### GIVEN TASK
Locate every line below that contains the word "page" and copy it.

### EXERCISE INPUTS
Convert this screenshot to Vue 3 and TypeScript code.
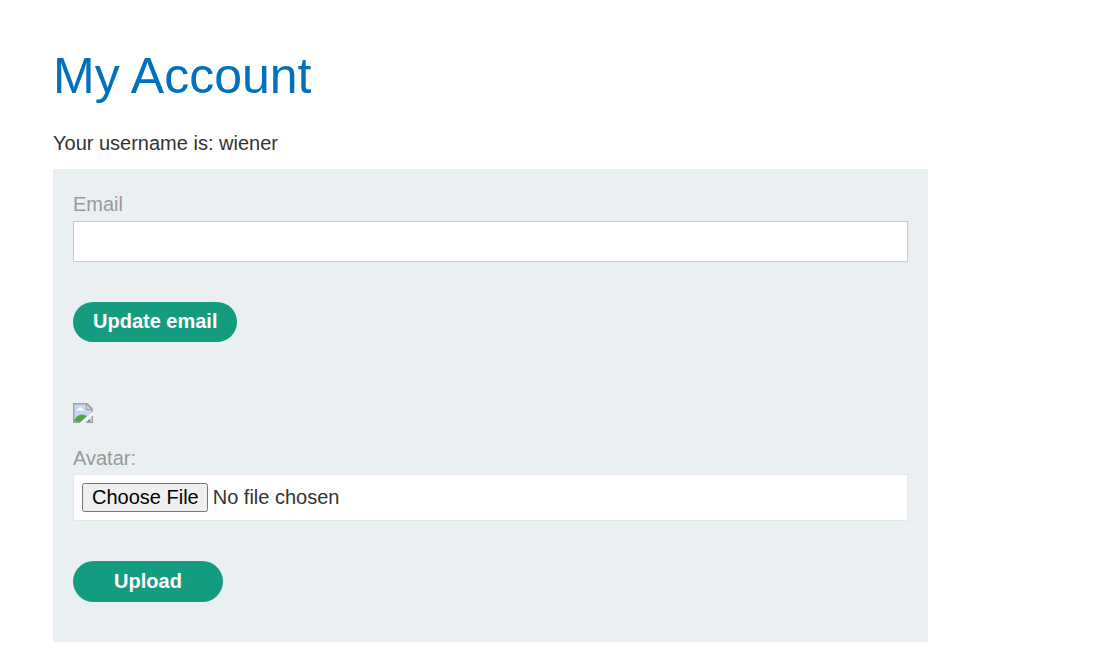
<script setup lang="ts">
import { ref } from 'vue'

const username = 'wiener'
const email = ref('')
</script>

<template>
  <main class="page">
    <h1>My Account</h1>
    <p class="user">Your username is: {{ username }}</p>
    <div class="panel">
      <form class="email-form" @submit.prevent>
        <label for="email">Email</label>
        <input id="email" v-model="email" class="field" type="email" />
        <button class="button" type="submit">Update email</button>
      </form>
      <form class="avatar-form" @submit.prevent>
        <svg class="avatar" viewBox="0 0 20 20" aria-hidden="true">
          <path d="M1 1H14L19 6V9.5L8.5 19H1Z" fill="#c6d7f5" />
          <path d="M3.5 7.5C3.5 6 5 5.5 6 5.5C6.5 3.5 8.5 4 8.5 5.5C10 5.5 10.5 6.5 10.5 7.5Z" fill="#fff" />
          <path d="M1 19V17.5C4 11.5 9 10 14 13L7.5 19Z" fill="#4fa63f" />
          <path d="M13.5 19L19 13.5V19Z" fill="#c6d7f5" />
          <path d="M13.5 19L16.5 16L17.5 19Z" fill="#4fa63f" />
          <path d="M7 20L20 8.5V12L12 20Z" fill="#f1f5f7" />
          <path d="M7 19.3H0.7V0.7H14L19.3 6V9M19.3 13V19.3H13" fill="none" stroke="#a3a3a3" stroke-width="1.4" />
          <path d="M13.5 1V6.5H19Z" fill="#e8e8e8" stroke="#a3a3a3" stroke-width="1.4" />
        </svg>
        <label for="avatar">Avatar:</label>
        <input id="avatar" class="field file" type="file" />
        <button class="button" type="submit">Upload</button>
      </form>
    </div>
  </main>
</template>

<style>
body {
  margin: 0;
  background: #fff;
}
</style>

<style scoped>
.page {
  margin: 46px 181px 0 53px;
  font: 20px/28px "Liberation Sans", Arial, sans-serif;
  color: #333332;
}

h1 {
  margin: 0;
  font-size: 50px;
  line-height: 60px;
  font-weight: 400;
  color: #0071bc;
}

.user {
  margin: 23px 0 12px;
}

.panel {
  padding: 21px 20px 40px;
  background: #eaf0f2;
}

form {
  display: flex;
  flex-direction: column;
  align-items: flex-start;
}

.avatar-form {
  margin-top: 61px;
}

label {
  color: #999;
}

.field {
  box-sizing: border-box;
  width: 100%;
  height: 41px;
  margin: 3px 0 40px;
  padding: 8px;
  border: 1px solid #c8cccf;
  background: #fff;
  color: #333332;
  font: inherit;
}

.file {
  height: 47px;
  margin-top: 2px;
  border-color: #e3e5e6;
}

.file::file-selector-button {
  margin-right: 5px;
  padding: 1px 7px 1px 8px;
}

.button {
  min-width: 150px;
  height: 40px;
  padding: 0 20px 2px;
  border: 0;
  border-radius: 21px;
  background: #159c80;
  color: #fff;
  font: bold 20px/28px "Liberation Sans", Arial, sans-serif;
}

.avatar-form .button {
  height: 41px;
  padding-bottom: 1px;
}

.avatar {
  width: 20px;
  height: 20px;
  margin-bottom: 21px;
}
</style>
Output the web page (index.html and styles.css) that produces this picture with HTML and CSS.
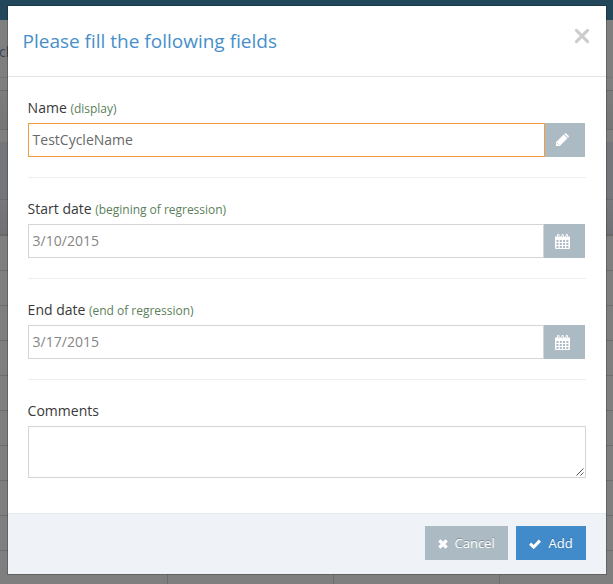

### EXPECTED ANSWER
  <main class="page">
.page {
Output the web page (index.html and styles.css) that produces this picture with HTML and CSS.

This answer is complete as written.